Single by Kenny Chesney

from the album Everywhere We Go
- B-side: "What I Need to Do"
- Released: October 4, 1999
- Recorded: 1999
- Genre: Country
- Length: 4:08
- Label: BNA 65964
- Songwriters: Jim Collins; Paul Overstreet;
- Producers: Buddy Cannon; Norro Wilson;

Kenny Chesney singles chronology
| "You Had Me from Hello" (1999) | "She Thinks My Tractor's Sexy" (1999) | "What I Need to Do" (2000) |

= She Thinks My Tractor's Sexy =

1999 single by Kenny Chesney

"She Thinks My Tractor's Sexy" is a song written by Jim Collins and Paul Overstreet and recorded by American country music artist Kenny Chesney. It was released on October 4, 1999, as the third single from Chesney's 1999 album Everywhere We Go. The song peaked at number 11 on the US Billboard Hot Country Songs chart in early 2000, and was certified Gold by the RIAA. The song remains one of Chesney's most popular.

==Content==
"She Thinks My Tractor's Sexy" is an uptempo tune set in the key of B major with a vocal range from B_{3} to F_{5}. The song describes a man who is working on a farm and driving a tractor "in the hot summer sun". He describes himself as being attractive to a woman who "thinks [his] tractor's sexy".

==Music video==
The music video was directed by Martin Kahan, and premiered on CMT on October 14, 1999, during "The CMT Delivery Room". The video shows Chesney as a farmer riding on a John Deere tractor. A woman walks in the field wearing sunglasses and a black dress, as well as a cowboy hat and jeans dancing in the barn. Throughout the video, Chesney was singing with an old fashioned microphone in a barn, with a John Deere tractor behind him, as well as a woman dancing with Chesney in the barn. At the end of the video, Chesney and a woman are sitting on a water trough, splashing water with a cowboy hat.

==Chart performance==
"She Thinks My Tractor's Sexy" first charted on the Billboard Hot Country Singles & Tracks chart as an album cut, reaching number 72 on the week of June 26, 1999. It re-entered the charts at number 75 on the week of August 14, 1999, then fell out and re-entered again at number 74 on September 4. Its last re-entry was at number 67 on September 25, 1999, spending a total of 21 weeks on the US country chart and peaking at number 11.

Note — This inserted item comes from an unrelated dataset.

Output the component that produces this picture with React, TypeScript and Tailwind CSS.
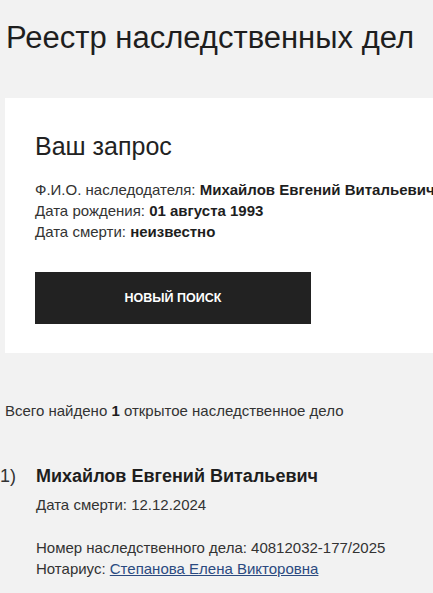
export default function App() {
  return (
    <div className="min-h-[593px] w-[433px] overflow-hidden bg-[#f2f2f2] text-[#222] font-['Liberation_Sans',Arial,sans-serif]">
      <h1 className="pl-[6px] pt-[20px] text-[31px] leading-[36px] font-normal text-[#1e1e1e] whitespace-nowrap">Реестр наследственных дел</h1>

      {/* request card */}
      <div className="ml-[5px] mt-[42px] w-[480px] bg-white pl-[30px] pt-[33px] pb-[29px]">
        <h2 className="text-[25px] leading-[30px] text-[#222]">Ваш запрос</h2>
        <div className="mt-[18px] text-[15px] leading-[21px] whitespace-nowrap text-[#333]">
          <div>Ф.И.О. наследодателя: <b className="text-[#1e1e1e]">Михайлов Евгений Витальевич</b></div>
          <div>Дата рождения: <b className="text-[#1e1e1e]">01 августа 1993</b></div>
          <div>Дата смерти: <b className="text-[#1e1e1e]">неизвестно</b></div>
        </div>
        <button className="mt-[30px] flex h-[52px] w-[276px] items-center justify-center bg-[#222] text-[12.5px] font-bold uppercase text-white">
          Новый поиск
        </button>
      </div>

      <p className="mt-[48px] pl-[5px] text-[15px] leading-[20px] text-[#333]">
        Всего найдено <b className="text-[#1e1e1e]">1</b> открытое наследственное дело
      </p>

      {/* result */}
      <div className="mt-[43px] flex">
        <span className="w-[36px] text-[18px] leading-[24px] text-[#333]">1)</span>
        <div className="text-[15px] text-[#333]">
          <div className="text-[18px] leading-[24px] font-bold text-[#1e1e1e]">Михайлов Евгений Витальевич</div>
          <div className="mt-[7px] leading-[20px]">Дата смерти: 12.12.2024</div>
          <div className="mt-[22px] leading-[21px]">Номер наследственного дела: 40812032-177/2025</div>
          <div className="leading-[21px]">
            Нотариус: <a href="#" className="text-[#2b4a80] underline">Степанова Елена Викторовна</a>
          </div>
        </div>
      </div>
    </div>
  );
}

| Chart (1999–2000) | Peak position |
|---|---|
| Canada Country Tracks (RPM) | 20 |
| US Billboard Hot 100 | 74 |
| US Hot Country Songs (Billboard) | 11 |

==Certifications==

Certifications for She Thinks My Tractor's Sexy
| Region | Certification | Certified units/sales |
| United States (RIAA) | 2× Platinum | 2,000,000^{‡} |
| United States (RIAA) Mastertone | Gold | 500,000^{*} |
^{*} Sales figures based on certification alone. ^{‡} Sales+streaming figures based on certification alone.

==Parodies==
Cledus T. Judd parodied the song as "My Cellmate Thinks I'm Sexy" on his 2000 album Just Another Day in Parodies. This parody referenced Chesney's and Tim McGraw's June 2000 arrests after stealing a Mounted Reserve deputy's horse. Released as a single late that year, Judd's parody reached number 61 on the country charts.

On Chesney's 2004 song "When the Sun Goes Down", guest vocalist Uncle Kracker sings the line "She thinks Kracker's sexy".